BetterLawNotes-5 (2)

CONTRACT LAW

(i) This claim represents damages based on the expectation measure: the aim of such damages is to place D in the position he would have been in had the contract been performed (Robinson v Harman). Here, had the contract been performed, D would have received the £25,000 fee. Note that the claim is for damages and does not lie in debt. It would seem reasonable to assume that D’s entitlement to the fee would not have accrued until delivery of the manuscript at the earliest.

The significance of the claim being for damages is two-fold: first D must account for the cost of performance which he has been spared, although here it is unclear what costs there would be. Secondly, D will be under a duty to mitigate his loss (British Westinghouse v Underground Electric). Arguably, should D refuse the offer by OPP to publish the manuscript in the Idiots series, this will be viewed as a failure to take reasonable steps to minimise his loss. If so, the claim for £25,000 will be reduced by £5,000. On the other hand, D may argue that it would be reasonable to refuse the offer: for example, he may argue that publishing in the Idiots series might harm his academic reputation. The fact that OPP have already broken one contract with D would probably not, of itself, mean that D would be justified in refusing to deal with them further (see, eg, The Solholt).

(ii) It is important to note that OPP were not bound to publish the tort manuscript – the contract gave them an option. According to Lavarack v Woods, damages are to be calculated on the basis that OPP would have performed the contract in the manner most beneficial to them: this would mean that they would not have exercised the option thereby avoiding liability for the fee of £25,000. The task of the court is therefore not (as Lord Denning had proposed in Lavarack) to ask whether Dull might reasonably have expected that OPP would exercise the option. 

(iii) Where the claim relates to the hypothetical actions of a third party, rather than the defendant, D can recover damages representing the value of the chance lost (Chaplin v Hicks). If D can show on the balance of probabilities that he would have agreed to write an autobiography, damages will be assessed on the likelihood that GLL would have offered a contract and the fee they would have paid. For example, if the court is satisfied that there would have been a 50/50 chance of D securing a contract with a £30,000 fee, D will be awarded damages of £15,000 representing the loss of the chance caused by OPP’s breach of contract.

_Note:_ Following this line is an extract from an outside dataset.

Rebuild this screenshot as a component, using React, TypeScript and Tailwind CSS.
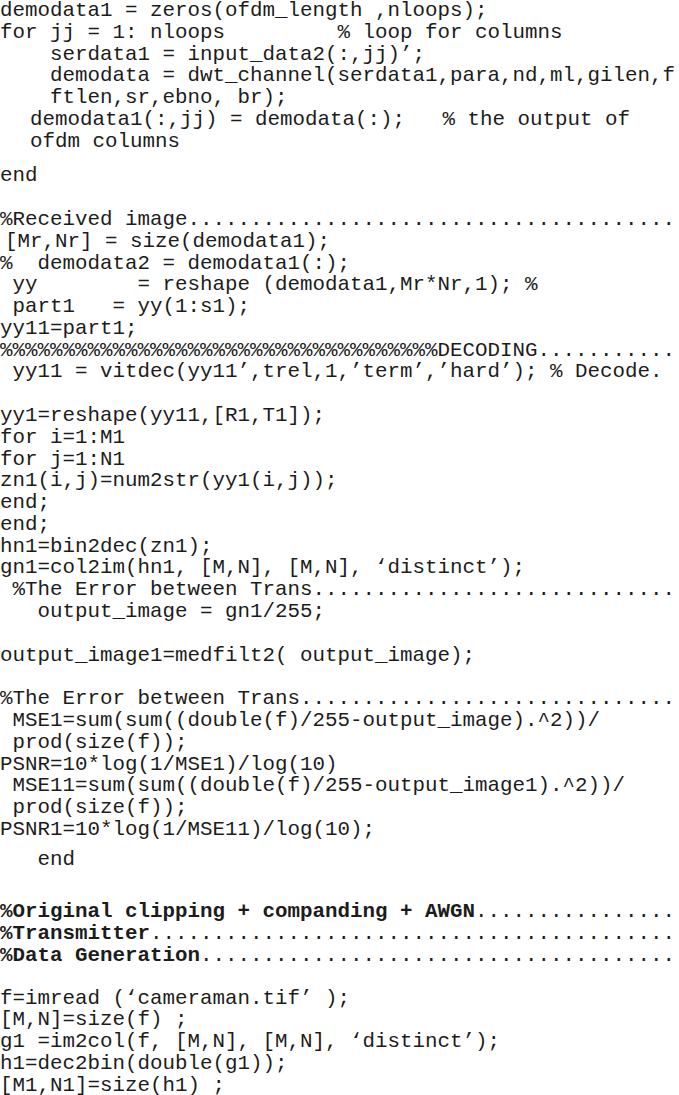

(iv) Damages for distress and disappointment are not generally recoverable in contract claims (Addis v Gramophone). This has been said to arise on grounds of policy rather than remoteness (Watts v Morrow). Such damages are, however, recoverable where a major or important object of the contract is to provide pleasure or peace of mind (Farley v Skinner). It seems difficult to argue that that would be the case here.

(v) The issue here is one of remoteness. Hadley v Baxendale establishes that OPP will be liable for loss which arises naturally from the breach (ie according to usual course of things) and for loss which the parties may reasonably be supposed to have had in their contemplation at the time of the contract as the probable result of the breach. The remoteness test in contract is thus stricter than the ‘reasonably foreseeable’ test in tort (Wagon Mound).

As regards the first leg, the loss would not appear to have arisen naturally. In most cases, breach of a publishing agreement will not lead to the breakdown of the author’s marriage and his liability to pay a lump-settlement to his former spouse. Nor is there anything to suggest that OPP would have contemplated such a loss: there appears no reason for them to have foreseen such an outcome as a probable result of any breach by them.

(vi) Until AG v Blake it was generally thought that damages for breach of contract were compensatory (ie loss-based) (see eg Surrey v Bredero). In Blake the House of Lords held that, exceptionally, the remedy for breach of contract may take the form of an account of profits. It is very unlikely though that an account would be ordered here. The HL in Blake emphasised the exceptional circumstances of the case which involved national security. Further the HL noted that Blake was in a position closely analogous to that of a fiduciary. D’s contract with OPP is  a more conventional commercial contract. The court tends to the view in such cases that any gain made by the defendant from his breach is an ‘adventitious benefit’ which the law allows him to keep (The Sine Nomine, Tito v Waddell).